**Instructions for the task**
Report back each line of the records that contains the string "index".

····················

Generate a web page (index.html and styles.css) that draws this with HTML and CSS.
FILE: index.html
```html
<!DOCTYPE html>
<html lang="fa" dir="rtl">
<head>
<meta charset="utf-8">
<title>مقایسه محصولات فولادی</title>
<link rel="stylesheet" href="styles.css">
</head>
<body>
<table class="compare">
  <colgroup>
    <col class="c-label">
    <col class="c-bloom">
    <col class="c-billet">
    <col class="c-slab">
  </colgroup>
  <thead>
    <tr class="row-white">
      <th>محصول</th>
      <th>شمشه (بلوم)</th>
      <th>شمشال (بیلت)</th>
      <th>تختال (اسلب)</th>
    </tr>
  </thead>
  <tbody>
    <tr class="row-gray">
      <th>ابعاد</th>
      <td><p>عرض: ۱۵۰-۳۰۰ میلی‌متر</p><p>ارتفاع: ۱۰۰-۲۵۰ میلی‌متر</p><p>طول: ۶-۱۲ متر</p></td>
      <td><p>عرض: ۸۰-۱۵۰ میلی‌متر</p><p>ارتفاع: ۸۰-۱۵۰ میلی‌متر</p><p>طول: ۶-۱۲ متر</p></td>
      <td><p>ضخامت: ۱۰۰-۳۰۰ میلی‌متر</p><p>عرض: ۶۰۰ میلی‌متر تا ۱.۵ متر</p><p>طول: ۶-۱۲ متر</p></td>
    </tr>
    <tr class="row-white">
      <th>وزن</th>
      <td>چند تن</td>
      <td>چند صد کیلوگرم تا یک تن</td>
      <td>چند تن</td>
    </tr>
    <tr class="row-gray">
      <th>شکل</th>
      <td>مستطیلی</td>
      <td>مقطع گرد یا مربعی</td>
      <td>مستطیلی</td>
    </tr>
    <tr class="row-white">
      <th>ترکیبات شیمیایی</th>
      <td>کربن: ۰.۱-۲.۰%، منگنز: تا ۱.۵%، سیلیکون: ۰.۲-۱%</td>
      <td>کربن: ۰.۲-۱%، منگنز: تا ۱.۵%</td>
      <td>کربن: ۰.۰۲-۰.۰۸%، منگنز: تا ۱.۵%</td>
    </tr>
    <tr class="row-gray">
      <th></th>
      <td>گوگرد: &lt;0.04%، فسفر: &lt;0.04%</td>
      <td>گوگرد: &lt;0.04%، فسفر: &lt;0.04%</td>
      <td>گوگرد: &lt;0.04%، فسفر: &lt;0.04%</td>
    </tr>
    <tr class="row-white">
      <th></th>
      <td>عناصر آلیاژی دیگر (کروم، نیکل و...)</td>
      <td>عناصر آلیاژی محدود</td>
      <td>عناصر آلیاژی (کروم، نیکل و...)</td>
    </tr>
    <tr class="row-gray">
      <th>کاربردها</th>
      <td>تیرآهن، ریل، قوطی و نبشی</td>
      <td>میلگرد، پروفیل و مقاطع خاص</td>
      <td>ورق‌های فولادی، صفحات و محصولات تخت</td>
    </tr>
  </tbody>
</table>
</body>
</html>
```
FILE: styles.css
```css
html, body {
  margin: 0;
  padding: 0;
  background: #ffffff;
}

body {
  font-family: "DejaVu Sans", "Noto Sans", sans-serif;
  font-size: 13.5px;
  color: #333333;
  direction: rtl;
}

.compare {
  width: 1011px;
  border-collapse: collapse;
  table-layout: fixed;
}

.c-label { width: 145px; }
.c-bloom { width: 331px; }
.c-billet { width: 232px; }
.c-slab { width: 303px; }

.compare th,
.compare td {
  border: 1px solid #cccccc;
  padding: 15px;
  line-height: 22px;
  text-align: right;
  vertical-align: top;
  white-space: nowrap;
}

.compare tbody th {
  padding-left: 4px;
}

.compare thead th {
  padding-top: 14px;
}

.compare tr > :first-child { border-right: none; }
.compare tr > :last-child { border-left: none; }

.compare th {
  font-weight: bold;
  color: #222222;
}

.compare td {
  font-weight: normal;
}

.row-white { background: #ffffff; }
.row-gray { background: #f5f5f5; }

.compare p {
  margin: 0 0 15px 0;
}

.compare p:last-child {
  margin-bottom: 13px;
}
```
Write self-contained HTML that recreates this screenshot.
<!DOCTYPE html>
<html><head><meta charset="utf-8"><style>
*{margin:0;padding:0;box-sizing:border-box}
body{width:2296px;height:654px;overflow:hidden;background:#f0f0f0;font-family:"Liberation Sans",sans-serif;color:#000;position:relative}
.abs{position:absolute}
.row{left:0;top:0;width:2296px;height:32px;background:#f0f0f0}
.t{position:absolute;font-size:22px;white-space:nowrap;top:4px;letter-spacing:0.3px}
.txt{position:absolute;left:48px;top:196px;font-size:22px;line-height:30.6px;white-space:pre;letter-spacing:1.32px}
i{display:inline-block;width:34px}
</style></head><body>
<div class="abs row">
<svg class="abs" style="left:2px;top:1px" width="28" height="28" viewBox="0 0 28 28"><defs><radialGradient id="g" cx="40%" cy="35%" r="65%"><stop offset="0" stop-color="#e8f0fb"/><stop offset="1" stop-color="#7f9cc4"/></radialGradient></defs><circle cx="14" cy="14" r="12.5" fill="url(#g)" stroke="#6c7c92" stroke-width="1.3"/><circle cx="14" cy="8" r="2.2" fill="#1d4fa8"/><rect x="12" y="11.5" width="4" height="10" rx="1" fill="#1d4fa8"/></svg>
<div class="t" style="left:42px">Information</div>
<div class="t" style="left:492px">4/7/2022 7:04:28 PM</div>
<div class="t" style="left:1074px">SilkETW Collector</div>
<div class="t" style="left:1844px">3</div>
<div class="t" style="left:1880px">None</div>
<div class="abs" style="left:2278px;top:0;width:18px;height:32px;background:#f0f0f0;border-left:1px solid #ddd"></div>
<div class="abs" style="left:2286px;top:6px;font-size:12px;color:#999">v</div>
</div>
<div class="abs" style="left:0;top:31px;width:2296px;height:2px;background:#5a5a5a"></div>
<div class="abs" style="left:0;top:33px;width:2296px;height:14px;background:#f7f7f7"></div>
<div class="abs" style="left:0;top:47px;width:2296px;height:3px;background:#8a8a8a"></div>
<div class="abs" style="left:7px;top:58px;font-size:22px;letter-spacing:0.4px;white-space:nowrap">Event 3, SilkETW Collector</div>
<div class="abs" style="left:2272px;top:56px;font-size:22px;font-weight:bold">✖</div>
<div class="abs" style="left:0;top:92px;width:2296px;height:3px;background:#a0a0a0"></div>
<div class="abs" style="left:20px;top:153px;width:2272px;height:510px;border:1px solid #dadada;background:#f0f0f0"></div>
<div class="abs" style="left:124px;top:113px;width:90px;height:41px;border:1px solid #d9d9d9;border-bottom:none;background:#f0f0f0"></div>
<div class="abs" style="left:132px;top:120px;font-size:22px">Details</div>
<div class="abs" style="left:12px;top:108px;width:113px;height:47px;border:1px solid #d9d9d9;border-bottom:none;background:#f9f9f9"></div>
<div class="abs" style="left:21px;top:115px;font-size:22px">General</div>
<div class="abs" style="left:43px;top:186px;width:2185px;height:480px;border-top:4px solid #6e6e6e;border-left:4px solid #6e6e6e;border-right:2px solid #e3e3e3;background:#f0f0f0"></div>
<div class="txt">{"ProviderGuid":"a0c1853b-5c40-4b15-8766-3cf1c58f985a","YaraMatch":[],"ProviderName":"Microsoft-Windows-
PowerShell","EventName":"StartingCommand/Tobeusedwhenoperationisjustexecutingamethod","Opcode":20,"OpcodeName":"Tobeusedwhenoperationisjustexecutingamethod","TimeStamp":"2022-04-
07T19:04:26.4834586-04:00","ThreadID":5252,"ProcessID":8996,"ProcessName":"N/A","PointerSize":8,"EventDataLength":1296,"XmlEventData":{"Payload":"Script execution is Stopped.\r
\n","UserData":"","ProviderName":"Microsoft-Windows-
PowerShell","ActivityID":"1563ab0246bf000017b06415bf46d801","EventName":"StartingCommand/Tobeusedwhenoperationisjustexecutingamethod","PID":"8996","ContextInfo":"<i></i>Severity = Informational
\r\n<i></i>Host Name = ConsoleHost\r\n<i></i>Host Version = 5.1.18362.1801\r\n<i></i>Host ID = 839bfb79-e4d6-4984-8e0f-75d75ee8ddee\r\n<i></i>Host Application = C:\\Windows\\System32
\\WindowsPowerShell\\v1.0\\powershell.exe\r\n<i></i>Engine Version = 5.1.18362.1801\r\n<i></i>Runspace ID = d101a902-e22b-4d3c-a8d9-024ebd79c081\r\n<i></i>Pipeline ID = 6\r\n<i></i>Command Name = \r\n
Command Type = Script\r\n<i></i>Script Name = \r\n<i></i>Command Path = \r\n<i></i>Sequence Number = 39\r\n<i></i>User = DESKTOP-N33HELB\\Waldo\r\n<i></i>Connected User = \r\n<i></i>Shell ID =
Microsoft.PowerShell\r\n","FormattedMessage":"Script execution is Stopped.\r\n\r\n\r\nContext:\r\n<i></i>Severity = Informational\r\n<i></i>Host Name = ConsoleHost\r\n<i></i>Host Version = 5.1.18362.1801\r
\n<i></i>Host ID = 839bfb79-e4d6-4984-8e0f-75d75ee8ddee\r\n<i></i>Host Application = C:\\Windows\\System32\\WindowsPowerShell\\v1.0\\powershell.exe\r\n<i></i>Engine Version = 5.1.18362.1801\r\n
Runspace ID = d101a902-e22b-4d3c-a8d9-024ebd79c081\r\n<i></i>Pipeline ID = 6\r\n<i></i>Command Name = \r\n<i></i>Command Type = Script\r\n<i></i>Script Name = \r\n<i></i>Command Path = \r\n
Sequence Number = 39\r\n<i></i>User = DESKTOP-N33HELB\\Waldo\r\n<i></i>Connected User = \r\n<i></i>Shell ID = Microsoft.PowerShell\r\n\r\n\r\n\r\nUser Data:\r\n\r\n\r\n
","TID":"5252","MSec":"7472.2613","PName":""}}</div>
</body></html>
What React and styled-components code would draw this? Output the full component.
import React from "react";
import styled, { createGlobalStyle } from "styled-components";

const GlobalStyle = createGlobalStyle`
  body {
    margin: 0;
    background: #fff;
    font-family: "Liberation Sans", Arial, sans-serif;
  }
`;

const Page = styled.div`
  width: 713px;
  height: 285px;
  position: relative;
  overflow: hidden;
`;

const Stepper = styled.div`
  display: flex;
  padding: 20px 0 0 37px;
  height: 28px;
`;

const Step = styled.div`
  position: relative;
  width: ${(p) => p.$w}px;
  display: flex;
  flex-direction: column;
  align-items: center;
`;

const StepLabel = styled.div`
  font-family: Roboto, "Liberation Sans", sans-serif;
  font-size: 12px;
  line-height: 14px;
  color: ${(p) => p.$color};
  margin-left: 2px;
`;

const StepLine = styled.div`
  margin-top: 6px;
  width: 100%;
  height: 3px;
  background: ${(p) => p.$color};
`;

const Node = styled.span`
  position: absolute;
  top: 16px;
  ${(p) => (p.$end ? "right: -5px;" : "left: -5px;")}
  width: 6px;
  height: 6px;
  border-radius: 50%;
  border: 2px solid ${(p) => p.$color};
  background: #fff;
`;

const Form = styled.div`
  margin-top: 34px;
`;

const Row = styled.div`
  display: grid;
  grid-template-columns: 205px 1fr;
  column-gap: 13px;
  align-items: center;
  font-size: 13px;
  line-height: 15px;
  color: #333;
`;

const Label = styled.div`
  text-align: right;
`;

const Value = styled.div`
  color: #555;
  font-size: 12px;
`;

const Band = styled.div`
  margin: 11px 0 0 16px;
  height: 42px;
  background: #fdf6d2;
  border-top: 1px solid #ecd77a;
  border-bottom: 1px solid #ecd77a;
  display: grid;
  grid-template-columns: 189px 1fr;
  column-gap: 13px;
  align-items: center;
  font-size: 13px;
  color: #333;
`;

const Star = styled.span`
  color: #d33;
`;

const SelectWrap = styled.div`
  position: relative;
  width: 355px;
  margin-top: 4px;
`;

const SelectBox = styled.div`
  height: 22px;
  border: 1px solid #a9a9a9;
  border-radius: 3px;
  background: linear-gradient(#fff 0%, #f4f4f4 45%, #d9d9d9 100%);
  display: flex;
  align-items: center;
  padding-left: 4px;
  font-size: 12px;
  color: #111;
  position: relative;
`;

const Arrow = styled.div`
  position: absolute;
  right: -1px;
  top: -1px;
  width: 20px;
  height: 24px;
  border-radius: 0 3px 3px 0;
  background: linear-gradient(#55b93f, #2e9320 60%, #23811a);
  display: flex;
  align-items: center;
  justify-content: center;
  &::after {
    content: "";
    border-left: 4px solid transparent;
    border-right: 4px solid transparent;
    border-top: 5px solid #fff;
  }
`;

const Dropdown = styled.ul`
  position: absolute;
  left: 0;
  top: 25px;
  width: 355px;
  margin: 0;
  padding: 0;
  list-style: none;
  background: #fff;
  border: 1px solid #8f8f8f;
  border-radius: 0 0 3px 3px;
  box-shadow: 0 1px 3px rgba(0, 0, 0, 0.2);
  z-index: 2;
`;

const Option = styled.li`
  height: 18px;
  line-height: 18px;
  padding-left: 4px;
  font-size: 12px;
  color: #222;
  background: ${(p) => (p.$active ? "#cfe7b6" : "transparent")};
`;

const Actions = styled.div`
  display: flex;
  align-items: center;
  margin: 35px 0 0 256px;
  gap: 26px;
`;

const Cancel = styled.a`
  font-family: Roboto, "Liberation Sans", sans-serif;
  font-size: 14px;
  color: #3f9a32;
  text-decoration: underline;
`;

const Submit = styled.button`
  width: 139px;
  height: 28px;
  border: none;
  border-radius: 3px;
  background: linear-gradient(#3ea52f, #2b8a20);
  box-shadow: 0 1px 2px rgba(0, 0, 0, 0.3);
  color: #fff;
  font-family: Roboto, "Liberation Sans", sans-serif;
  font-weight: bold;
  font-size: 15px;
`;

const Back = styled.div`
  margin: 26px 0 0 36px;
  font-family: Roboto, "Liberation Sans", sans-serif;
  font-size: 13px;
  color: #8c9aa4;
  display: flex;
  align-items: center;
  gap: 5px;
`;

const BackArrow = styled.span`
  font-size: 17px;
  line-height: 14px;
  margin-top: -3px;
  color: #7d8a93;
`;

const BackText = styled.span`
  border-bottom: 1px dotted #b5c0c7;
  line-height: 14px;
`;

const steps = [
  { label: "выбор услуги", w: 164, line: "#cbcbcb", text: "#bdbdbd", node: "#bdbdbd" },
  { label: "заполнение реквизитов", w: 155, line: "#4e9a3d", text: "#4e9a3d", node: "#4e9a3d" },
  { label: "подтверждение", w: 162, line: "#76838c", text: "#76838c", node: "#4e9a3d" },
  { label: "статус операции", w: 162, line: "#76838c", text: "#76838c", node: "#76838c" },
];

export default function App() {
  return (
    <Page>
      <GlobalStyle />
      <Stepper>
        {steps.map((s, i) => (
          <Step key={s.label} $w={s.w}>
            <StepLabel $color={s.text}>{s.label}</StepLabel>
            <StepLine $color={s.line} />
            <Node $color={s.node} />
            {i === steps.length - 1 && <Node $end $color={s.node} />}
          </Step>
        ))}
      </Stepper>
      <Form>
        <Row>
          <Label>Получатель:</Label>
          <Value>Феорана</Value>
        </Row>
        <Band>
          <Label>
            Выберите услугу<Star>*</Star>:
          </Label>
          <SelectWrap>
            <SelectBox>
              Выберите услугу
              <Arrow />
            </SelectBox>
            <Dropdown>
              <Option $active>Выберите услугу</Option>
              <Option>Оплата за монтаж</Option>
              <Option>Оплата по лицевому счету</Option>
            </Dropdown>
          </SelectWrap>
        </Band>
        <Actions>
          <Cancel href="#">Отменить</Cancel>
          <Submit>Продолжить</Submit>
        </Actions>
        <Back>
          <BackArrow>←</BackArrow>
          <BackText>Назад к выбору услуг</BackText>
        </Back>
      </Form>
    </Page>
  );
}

····················

**Response to the exercise**
Generate a web page (index.html and styles.css) that draws this with HTML and CSS.
FILE: index.html
  z-index: 2;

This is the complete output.